Однако любые литературные «интертекстуальности» не объясняют особой, глумливо-задушевной тональности этой комедии – тональности, к которой мы пытаемся подойти с разных концов. Есть некое самое общее пояснение. Соловьев, писавший свои трактаты, что называется, «гладко» – логически безупречным, риторически рельефным, внятно-расчлененным слогом – «интеллигентским» языком, так раздражавшим и Розанова, и Блока, на деле в эту стилистику не вмещался: и не в силу пресловутой «раздвоенности», а потому, что она, казалось, не отвечала мировому состоянию человечества, прозреваемому им как надвигающееся неблагообразие. Величко рассказывает, как, однажды пригласив Соловьева посетить сельскую церковь, услышал от него отказ; «Мне было бы даже странно видеть беспрепятственный, торжественный чин богослужения… Разве ты не видишь, кто надвигается? Я вижу, давно вижу!»[161] Нарушение «торжественного чина», юмор юродства, вторгающийся в речи о вещах дорогих и заветных, даже священных для говорящего, – это черта и «Белой Лилии», и многих «реприз» г-на Z в «Трех разговорах», это напоминание о том, что мир расшатан и его надежды висят на волоске, что отовсюду угрожают превращения и любой лик может обернуться личиной, а личина приоткрыть лик.
Но нельзя обойти и более интимного, так сказать философски-интимного, объяснения все той же мистерийной буффонности – объяснения, не сводящегося ни к давлению тупо-позитивистской «обыденщины», ни к «бесчинию» апокалиптической тревоги.
На наших глазах в пьесе проступает раздвоение Подруги Вечной на Божественную Софию, спасительницу земной твари, и падшую Душу мира, саму нуждающуюся в спасении. Не хотелось бы безапелляционно утверждать, что этот камень преткновения, эта родовая травма всей русской софиологии возникла от того, что Владимир Соловьев, мнивший себя ставленником «Девы радужных ворот», гностической Софии, полюбил обыкновенную женщину и толком не знал, как теперь быть на путях гнозиса. У истока софиологических нестыковок, разумеется, стоят достопочтенные предшественники в лице Бёме, Шеллинга, Пордеджа и других. И тем не менее ломкое разностилье комедии выражает и состояние души автора. На юмор юродства, представляющий род тайнописи, накладывается профанирующий юмор, который ставит эту тайнопись под сомнение.
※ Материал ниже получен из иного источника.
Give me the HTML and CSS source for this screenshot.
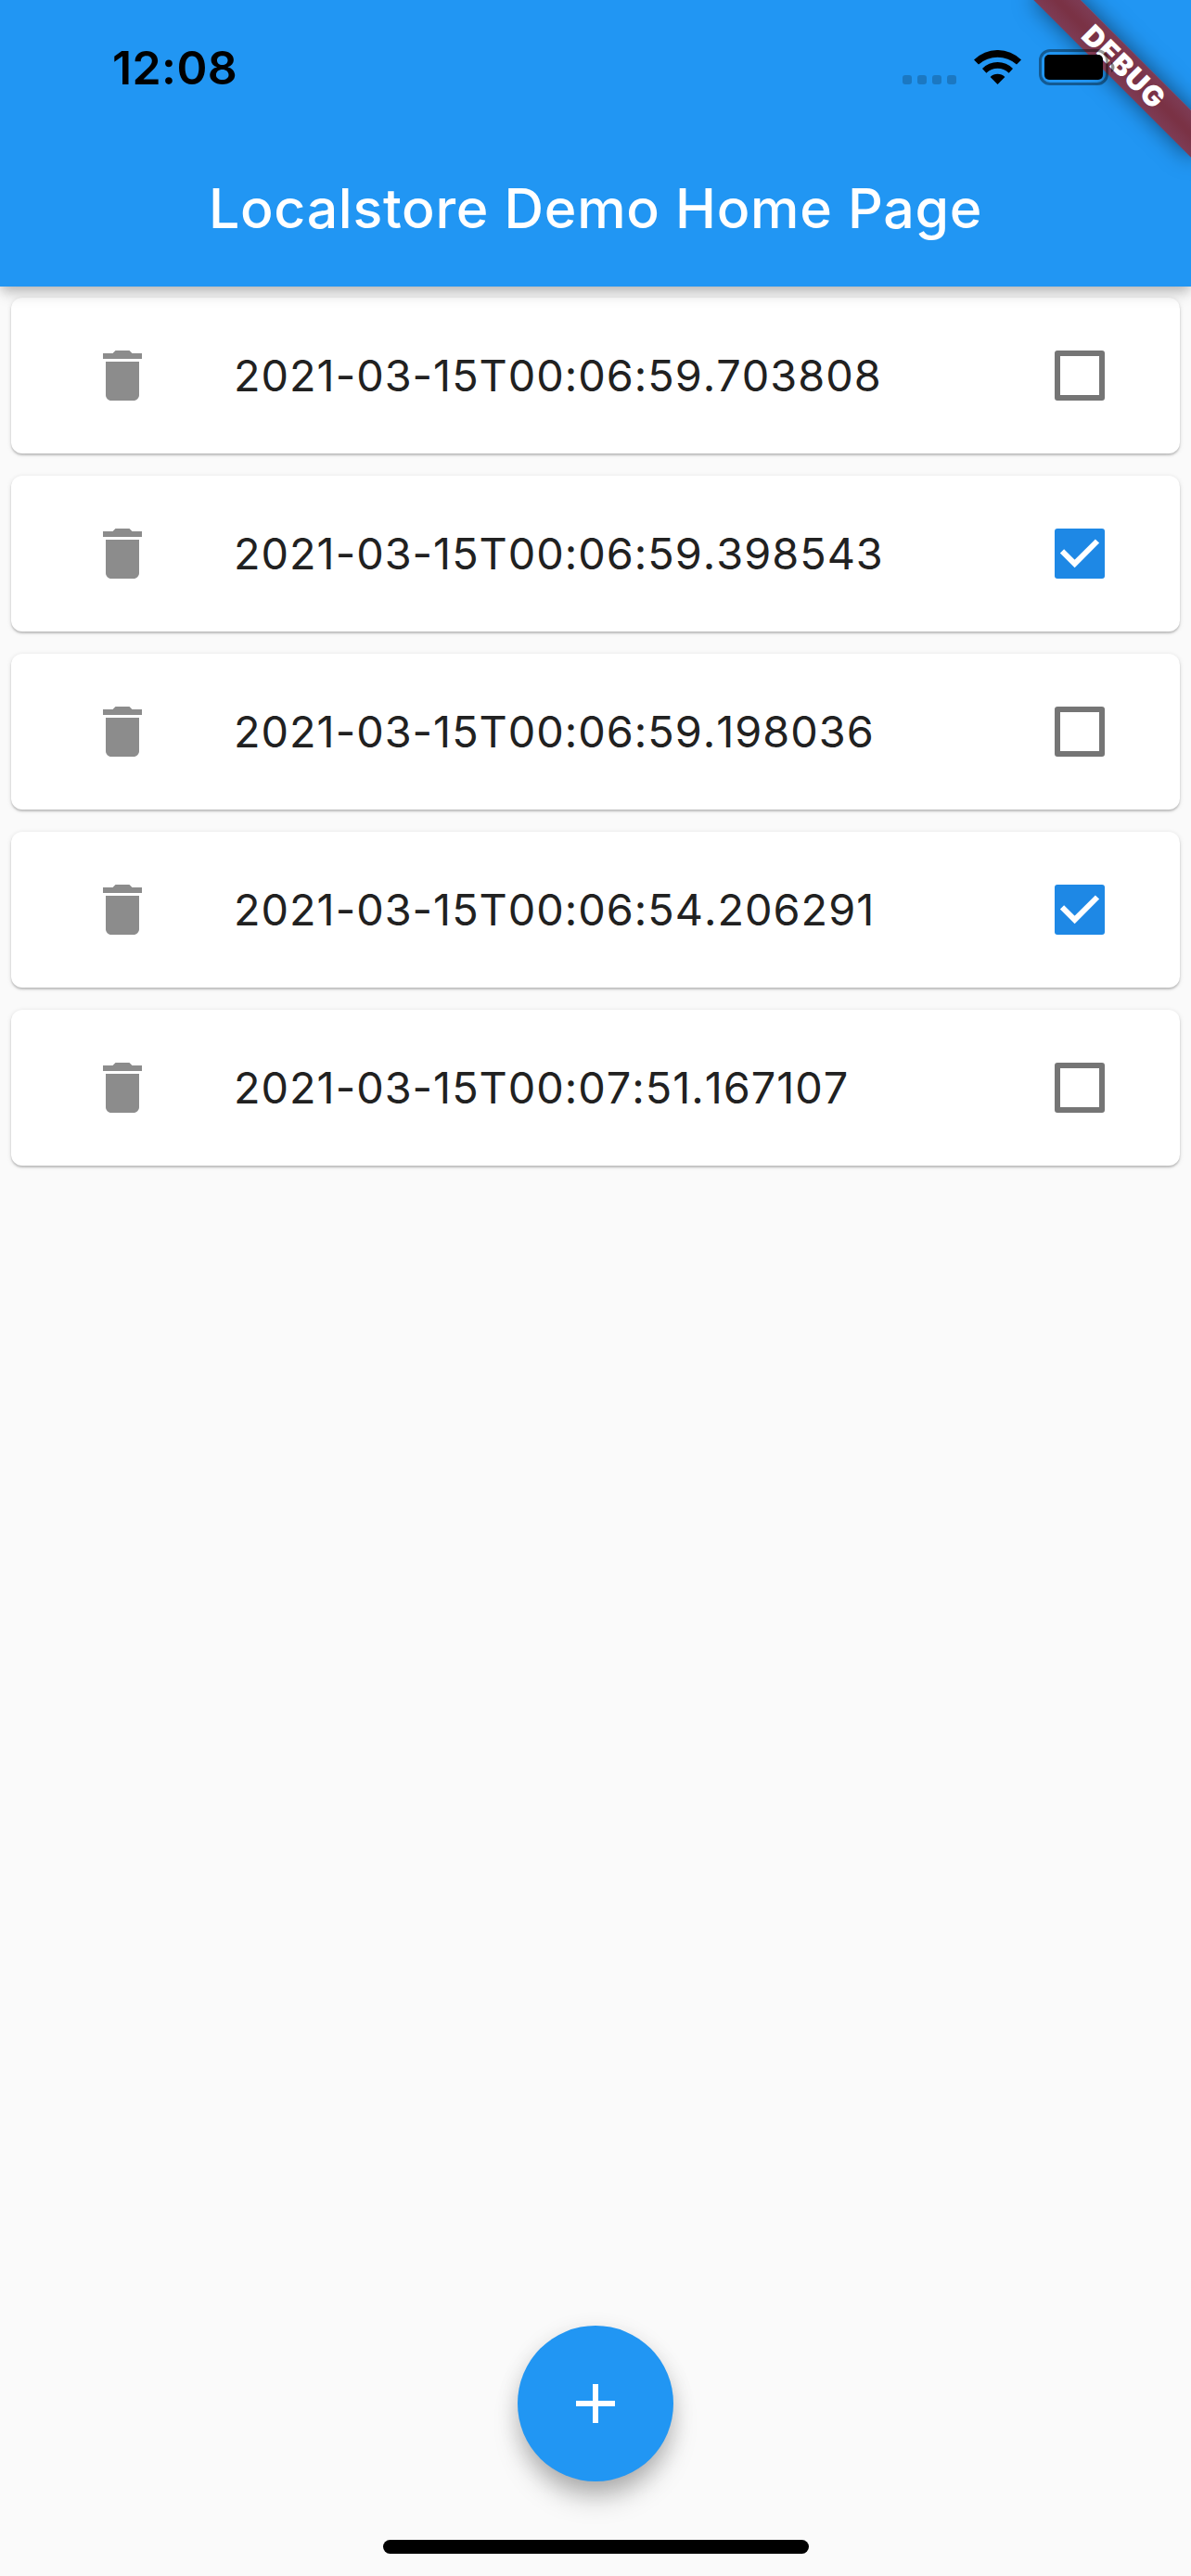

В самом деле. С одной стороны, в заклинании, отысканном водевильным мудрецом Неплюй-на-стол «в развалинах Пальмиры» и отчасти пародирующем тайную молитву об откровении Софии, записанную Соловьевым в заветном «альбоме № 1», предрекается: «… Лилеи белой благодать / Везде прольет свою тинктуру / И род людской, забыв страдать, / Обнимет разом всю натуру; / Повсюду станут лад и мир, / Исчезнут злоба и мученье». То есть наступит та новая эра, начало которой было приурочено небесной корреспонденткой Соловьева, мы помним, к 1878 году: «Я рожусь в апреле 1878. Софiа».[162] В первой редакции пьесы радикальность этого обещания тем большая, что из пролога мы узнаем: земная жизнь окончательно испоганилась, род людской испакостился донельзя, близится Судный день, и только обретение Белой Лилии может предотвратить катастрофу. В ней, в ней источник или по крайней мере канал благодати. Но с другой стороны: сама Белая Лилия как бы заколдована (неведомо кем и за что) и проявить себя сможет, только если ее рыцарь опознает ее в грубой эмпирике бытия. Она объект не только восходящей, как того взыскует Подруга Вечная, но и нисходящей любви. «Лазоревый пигмент» из текста «пальмирского» пергамента – это и лазурный огонь Царицы, озарившей Соловьева в Фиваидской пустыне, и «вечно-женский элемент», проступающий сквозь наносную пелену в любимой женщине: «О, как в тебе лазури чистой много / И черных, черных туч!..» В этом последнем качестве Белая Лилия – не только пленница, заключенная в медвежью шкуру, но и существо страдательное, страдающее («Бедный друг, истомил тебя путь…» – сказано будет позднее). А кавалер де Мортемир – сразу и искатель Грааля, сосуда благодати в вечно-женственной его версии, и Пигмалион, любовно созидающий из неотесанного Медведя свою Галатею (творческая процедура, обещанная почти что накануне опубликования комедии Софье Михайловне Мартыновой, но отвергнутая потенциальной Галатеей, за что она и заслужила от Соловьева-Пигмалиона довольно грубые укоры).